#### Information shown ####

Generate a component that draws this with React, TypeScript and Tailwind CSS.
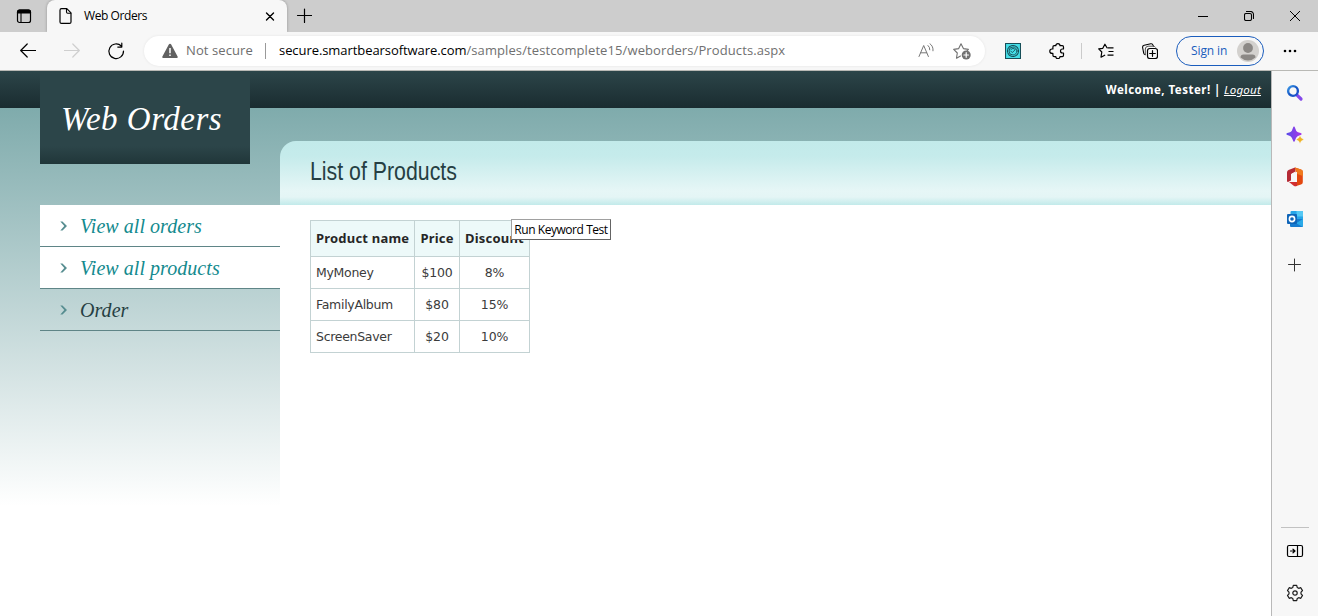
import React from "react";

const stroke = {
  fill: "none",
  stroke: "currentColor",
  strokeWidth: 1.1,
  strokeLinecap: "round" as const,
  strokeLinejoin: "round" as const,
};

function Icon({ size = 16, className = "", children }: { size?: number; className?: string; children: React.ReactNode }) {
  return (
    <svg width={size} height={size} viewBox={`0 0 ${size} ${size}`} className={`block shrink-0 ${className}`} {...stroke}>
      {children}
    </svg>
  );
}

function TabStrip() {
  return (
    <div className="flex h-8 items-center bg-[#cdcdcd] text-black">
      <div className="flex w-[47px] justify-center">
        <Icon size={16}>
          <rect x="1.5" y="2" width="13" height="12.5" rx="2" strokeWidth="1.2" />
          <path d="M1.5 5V4a2 2 0 0 1 2-2h9a2 2 0 0 1 2 2v1z" fill="currentColor" />
          <path d="M5 5v9" />
        </Icon>
      </div>
      <div className="flex h-8 w-60 items-center rounded-t-lg bg-[#f7f7f7] pl-[11px] shadow-[0_0_3px_rgba(0,0,0,0.3)]">
        <Icon size={16}>
          <path d="M3.5.7h5.3l4.2 4.2v9a1.5 1.5 0 0 1-1.5 1.5h-8A1.5 1.5 0 0 1 2 13.9V2.2A1.5 1.5 0 0 1 3.5.7z" strokeWidth="1.2" />
          <path d="M8.5 1v3a1.2 1.2 0 0 0 1.2 1.2h3" />
        </Icon>
        <span className="ml-[10px] text-[12px] tracking-[-0.42px]">Web Orders</span>
        <Icon size={10} className="ml-auto mr-[12px]">
          <path d="M1.5 2l7 7M8.5 2l-7 7" strokeWidth="1.4" />
        </Icon>
      </div>
      <Icon size={16} className="ml-[9px]">
        <path d="M8.5 1v13.500M1.500 7.500h14" strokeWidth="1.2" />
      </Icon>
      <div className="ml-auto flex items-center gap-[36px] pr-[18px]">
        <Icon size={10}>
          <path d="M0 5.5h10" strokeWidth="1" strokeLinecap="butt" />
        </Icon>
        <Icon size={10}>
          <rect x=".5" y="2.5" width="7" height="7" rx="1.5" />
          <path d="M2.5.5h4a3 3 0 0 1 3 3v4" />
        </Icon>
        <Icon size={10}>
          <path d="M.2.2l9.6 9.6M9.8.2L.2 9.8" strokeWidth="1" />
        </Icon>
      </div>
    </div>
  );
}

function Toolbar() {
  return (
    <div className="flex h-[39px] items-center border-b border-[#b9b9b5] bg-[#f7f7f7] text-black">
      <Icon className="ml-5">
        <path d="M15.5 7.5H.8M7.2 1L.7 7.5l6.500 6.500" strokeWidth="1.2" />
      </Icon>
      <Icon className="ml-[28px] text-[#cfcfcf]">
        <path d="M.5 7.500h14.700M8.800 1L15.300 7.500l-6.500 6.500" strokeWidth="1.2" />
      </Icon>
      <Icon size={18} className="ml-[27px]">
        <path d="M14.300 4A7.300 7.300 0 1 0 16.500 9M14.800 1.200v3.900h-4" strokeWidth="1.2" />
      </Icon>
      <div className="ml-[19px] flex h-[30px] w-[841px] items-center rounded-full bg-white pl-[18px] pr-[14px] shadow-[0_0_3px_rgba(0,0,0,0.08)]">
        <svg width="16" height="16" viewBox="0 0 16 16" className="shrink-0">
          <path d="M8 .8q.8 0 1.200.8l6.400 11.800q.7 1.600-1 1.600H1.400q-1.700 0-1-1.600L6.800 1.600Q7.200.8 8 .8z" fill="#616161" />
          <path d="M8 5v5.200M8 11.500v1.500" stroke="#fff" strokeWidth="1.5" />
        </svg>
        <span className="ml-2 w-[79px] shrink-0 whitespace-nowrap text-[13px] tracking-[0.1px] text-[#6e6e6e]">Not secure</span>
        <span className="h-4 w-px shrink-0 bg-[#9a9a9a]" />
        <span className="ml-[13px] shrink-0 whitespace-nowrap text-[13px] tracking-[0.1px] text-[#707070]">
          <span className="tracking-[-0.07px] text-black">secure.smartbearsoftware.com</span>
          /samples/testcomplete15/weborders/Products.aspx
        </span>
        <Icon className="ml-auto text-[#777]">
          <path d="M1 13.500L5.700 2.500l4.700 11M2.700 9.800h6M10 2.500q2 1.600 1.800 4.300M12 .8q3.500 2.400 3 7" strokeWidth="1" />
        </Icon>
        <Icon size={18} className="ml-[19px] text-[#707070]">
          <path d="M7.500 14l-4 2.200.8-5.200L.7 7.400l5-.8L8 1.800l2.400 4.800 5 .8-1.200 1.200" />
          <circle cx="13.200" cy="13" r="4.500" fill="currentColor" stroke="none" />
          <path d="M13.200 10.700v4.600M10.900 13h4.600" stroke="#fff" strokeWidth="1.2" />
        </Icon>
      </div>
      <Icon className="ml-5 text-[#174e58]">
        <rect x=".5" y=".5" width="15" height="15" fill="#45dfe8" />
        <circle cx="8" cy="8" r="5.500" strokeDasharray="1.500 .8" />
        <circle cx="8" cy="8" r="4" strokeWidth=".9" />
        <path d="M5.700 8l1.600 1.600 3-3M6 6.300q2-2 3.800-.3" strokeWidth=".9" />
      </Icon>
      <Icon className="ml-[28px]">
        <path
          d="M5.200 2.700h1.600a2.100 2.100 0 0 1 4.200 0h2.300q1.200 0 1.200 1.200V6h-1a2 2 0 0 0 0 4h1v2.300q0 1.300-1.200 1.300H11a2.100 2.100 0 0 1-4.200 0H5.200q-1.300 0-1.300-1.300V10.400H3a2.200 2.200 0 0 1 0-4.400h.9V4q0-1.300 1.300-1.300z"
          strokeWidth="1.2"
        />
      </Icon>
      <span className="ml-4 h-4 w-px bg-[#cbcbcb]" />
      <Icon className="ml-4">
        <path d="M9.500 4.800h6M10.500 8.500h5M9.500 12.200h6" strokeWidth="1.2" strokeLinecap="butt" />
        <path d="M9 4.800L6.900 1.200 4.800 5.300.7 5.900l3.100 3.100-.8 5.200 3.700-2" strokeWidth="1.2" />
      </Icon>
      <Icon className="ml-7">
        <rect x="5.500" y="5.500" width="10" height="10" rx="2.300" strokeWidth="1.2" />
        <path d="M10.500 7.700v5.600M7.700 10.500h5.600" strokeWidth="1.2" />
        <path d="M3.300 11.700q-1.300-.2-1.600-1.500L.6 4.500q-.2-1.900 1.600-2.300L8.800.8q1.700-.3 2.300 1.500l.3.900" strokeWidth="1.100" />
        <path d="M3.300 11.700V6q.2-2.600 2.700-2.800h5.400q1.400 0 2 1" strokeWidth="1" stroke="#555" />
      </Icon>
      <div className="ml-[18px] flex h-[30px] w-[88px] items-center justify-between rounded-full border border-[#1b5dbd] pl-[14px] pr-1 text-[#1b5dbd]">
        <span className="whitespace-nowrap text-[12px] tracking-[-0.1px]">Sign in</span>
        <svg width="22" height="22" viewBox="0 0 22 22" className="shrink-0">
          <circle cx="11" cy="11" r="11" fill="#d3d1ce" />
          <circle cx="11" cy="8" r="4.900" fill="#8b8885" />
          <path d="M3.500 17.500q0-3 3-3h9q3 0 3 3a11 11 0 0 1-15 0z" fill="#8b8885" />
        </svg>
      </div>
      <svg width="14" height="4" viewBox="0 0 14 4" className="ml-[19px]">
        <circle cx="2" cy="2" r="1.300" />
        <circle cx="7" cy="2" r="1.300" />
        <circle cx="12" cy="2" r="1.300" />
      </svg>
    </div>
  );
}

const menu = [
  { label: "View all orders", active: true },
  { label: "View all products", active: true },
  { label: "Order", active: false },
];

function LeftColumn() {
  return (
    <div className="w-[280px] shrink-0 pl-10">
      <div className="h-[93px] w-[210px] bg-[linear-gradient(#2c4549_0,#2c4549_75px,#203639_93px)] pl-[21px] pt-[26px] font-['Liberation_Serif',serif] text-[33px] italic leading-[44px] tracking-[0.5px] text-white">
        <span className="whitespace-nowrap">Web Orders</span>
      </div>
      <nav className="mt-[41px] font-['Liberation_Serif',serif] text-[20px] italic">
        {menu.map((item) => (
          <a
            key={item.label}
            className={`flex h-[42px] items-center border-b border-[#5f8587] pl-[20px] ${
              item.active ? "bg-white text-[#138a8e]" : "text-[#263f43]"
            }`}
          >
            <svg width="7" height="10" viewBox="0 0 7 10" className="mr-[13px]">
              <path d="M.3.500h2.200L7 5 2.500 9.500H.300L4.300 5z" fill="#568d90" />
            </svg>
            <span className="pt-px tracking-[0.05px]">{item.label}</span>
          </a>
        ))}
      </nav>
    </div>
  );
}

const rows = [
  ["MyMoney", "$100", "8%"],
  ["FamilyAlbum", "$80", "15%"],
  ["ScreenSaver", "$20", "10%"],
];

function ProductTable() {
  return (
    <div className="grid w-[220px] grid-cols-[104px_45px_70px] grid-rows-[36px_32px_32px_32px] border-l border-t border-[#c3d2d3] text-[12.5px] text-[#3b3b3b]">
      {["Product name", "Price", "Discount"].map((h, i) => (
        <div
          key={h}
          className={`flex items-center whitespace-nowrap border-b border-r border-[#c3d2d3] bg-[#edf9f9] font-['Noto_Sans',sans-serif] text-[13px] font-bold tracking-[0.2px] text-[#262626] ${
            i === 0 ? "pl-[5px]" : "justify-center"
          }`}
        >
          {h}
        </div>
      ))}
      {rows.flatMap((row) =>
        row.map((cell, i) => (
          <div
            key={row[0] + i}
            className={`flex items-center border-b border-r border-[#c3d2d3] pt-[2px] font-['DejaVu_Sans',sans-serif] ${
              i === 0 ? "pl-[5px] tracking-[-0.3px]" : "justify-center tracking-[-0.15px]"
            }`}
          >
            {cell}
          </div>
        ))
      )}
    </div>
  );
}

function Content() {
  return (
    <div className="flex min-w-0 grow flex-col">
      <div className="flex h-[70px] shrink-0 items-start justify-end gap-[3px] pr-[10px] pt-[11px] font-['Noto_Sans',sans-serif] text-[11.5px] leading-4 text-white">
        <b className="whitespace-nowrap tracking-[0.48px]">Welcome, Tester! |</b>
        <a className="tracking-[0.25px] italic underline">Logout</a>
      </div>
      <div className="h-16 shrink-0 rounded-tl-2xl bg-[linear-gradient(#c2eaea_0,#c5ebeb_15px,#e6f6f6_50px,#e4f5f5_56px,#c2eaea_64px)] pl-[29.5px] pt-[14px]">
        <h1 className="origin-left scale-x-[0.82] whitespace-nowrap font-['Liberation_Sans',sans-serif] text-[26px] leading-8 text-[#263f43]">
          List of Products
        </h1>
      </div>
      <div className="relative grow bg-white pl-[30px] pt-[15px]">
        <ProductTable />
        <div className="absolute left-[231px] top-[14px] flex h-[21px] w-[100px] items-center justify-center whitespace-nowrap border border-[#646464] border-l-[#a0a0a0] border-t-[#a0a0a0] bg-white text-[12px] tracking-[-0.45px] text-black">
          Run Keyword Test
        </div>
      </div>
    </div>
  );
}

function EdgeSidebar() {
  return (
    <aside className="flex w-[47px] shrink-0 flex-col items-center border-l border-[#b9b9b9] bg-[#f7f7f7] pb-[14px] pt-[13px]">
      <svg width="18" height="18" viewBox="0 0 18 18">
        <defs>
          <linearGradient id="lens" x1="0" y1="0" x2="1" y2="1">
            <stop offset="0" stopColor="#3f9be8" />
            <stop offset=".5" stopColor="#1456c4" />
            <stop offset="1" stopColor="#1f50cf" />
          </linearGradient>
        </defs>
        <path d="M11.300 11.300l3.700 3.700" stroke="#8448ea" strokeWidth="3.200" strokeLinecap="round" />
        <circle cx="7" cy="7" r="4.900" fill="#f7f7f7" stroke="url(#lens)" strokeWidth="2.400" />
      </svg>
      <svg width="18" height="18" viewBox="0 0 18 18" className="mt-6">
        <defs>
          <linearGradient id="spark" x1="0" y1="0" x2="1" y2="0">
            <stop offset="0" stopColor="#584ce8" />
            <stop offset="1" stopColor="#a936e8" />
          </linearGradient>
        </defs>
        <path
          d="M8 .5q.7 0 1 1.200 1 3.500 2.500 4.300 1 .6 3.200 1.100 1 .4 1 1t-1 1q-2.400.6-3.500 1.300-1.200 1-2.200 4.200-.3 1.200-1 1.200t-1-1.200Q6 11.400 4.800 10.400q-1-.7-3.500-1.300-1-.4-1-1t1-1q2.200-.5 3.200-1.100Q6 5.200 7 1.700 7.300.5 8 .5z"
          fill="url(#spark)"
        />
        <path
          d="M14 9.800q.5 0 .7 1 .4 1.400 2 1.900.9.200.9.800t-.9.800q-1.600.5-2 1.900-.2 1-.7 1t-.7-1q-.4-1.400-2-1.900-.9-.2-.9-.8t.9-.8q1.600-.5 2-1.900.2-1 .7-1z"
          fill="#f0b323"
          stroke="#f7f7f7"
          strokeWidth=".5"
        />
      </svg>
      <svg width="18" height="20" viewBox="0 0 18 20" className="mt-[23px]">
        <path d="M9 .5L2.500 3Q1 3.700 1 5.500v8.400q0 1 1 1.200l3-1.600V7l4-2.200z" fill="#b52a35" />
        <path d="M9 .5l6 2q1.800.6 1.800 2.300v10.500q0 1.700-1.800 2.300l-5.500 1.700V4.800L9 .5z" fill="#e3470f" />
        <path d="M9 .5l6 2q1.800.6 1.800 2.300V9l-5.500-2z" fill="#f07a1c" />
        <path d="M3 15h8v4l-1.500.3q-1 0-1.800-.5z" fill="#d12f30" />
        <path d="M6 6.500l5-1.700V15H3l3-2z" fill="#f7f7f7" />
      </svg>
      <svg width="18" height="18" viewBox="0 0 18 18" className="mt-[23px]">
        <rect x="4.500" y="1" width="12.500" height="13" rx="1" fill="#27a5e8" />
        <path d="M10.500 1H16q1 0 1 1v4.500h-6.500z" fill="#55c8f4" />
        <path d="M4 9h13v7q0 1-1 1H5q-1 0-1-1z" fill="#167bd0" />
        <path d="M17 9l-7 4.200 6.500 3.600q.5-.3.5-.8z" fill="#2baae8" />
        <rect x="1" y="4" width="10" height="10" rx="1" fill="#0f65b8" />
        <circle cx="6" cy="9" r="2.600" fill="none" stroke="#fff" strokeWidth="1.600" />
      </svg>
      <Icon size={14} className="mt-[30px] text-[#333]">
        <path d="M6.500 1v12M.5 6.500h12" strokeWidth="1" />
      </Icon>
      <span className="mt-auto h-px w-7 bg-[#c2c2c2]" />
      <Icon size={18} className="mt-[14px] text-black">
        <rect x="1.500" y="3.500" width="15" height="11" rx="1.500" strokeWidth="1.200" />
        <path d="M11.500 3.500v11M4.500 9H8.500M7 7.200L9 9l-2 1.800" strokeWidth="1.200" />
      </Icon>
      <Icon size={18} className="mt-6 text-[#1d1d1d]">
        <path
          d="M7.300 1.300h3.400l.5 2.100 1.500.9 2.100-.6 1.700 2.900-1.500 1.500v1.800l1.500 1.500-1.700 2.900-2.100-.6-1.500.9-.5 2.100H7.300l-.5-2.100-1.500-.9-2.100.6-1.700-2.900L3 9.900V8.100L1.500 6.600l1.700-2.900 2.100.6 1.500-.9z"
          strokeWidth="1.200"
        />
        <circle cx="9" cy="9" r="2.200" strokeWidth="1.200" />
      </Icon>
    </aside>
  );
}

export default function App() {
  return (
    <div className="flex h-[616px] w-[1318px] flex-col overflow-hidden bg-white font-['Open_Sans',sans-serif]">
      <TabStrip />
      <Toolbar />
      <div className="flex min-h-0 grow">
        <main className="flex min-w-0 grow bg-[linear-gradient(#2c4549,#1a2c30),linear-gradient(#7fabac_37px,#ffffff_435px)] bg-[length:100%_37px,100%_100%] bg-no-repeat">
          <LeftColumn />
          <Content />
        </main>
        <EdgeSidebar />
      </div>
    </div>
  );
}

####

(What the task requires): Filter the listing for the word "React" and copy every line that holds it.

(Task result):
Generate a component that draws this with React, TypeScript and Tailwind CSS.
import React from "react";
function Icon({ size = 16, className = "", children }: { size?: number; className?: string; children: React.ReactNode }) {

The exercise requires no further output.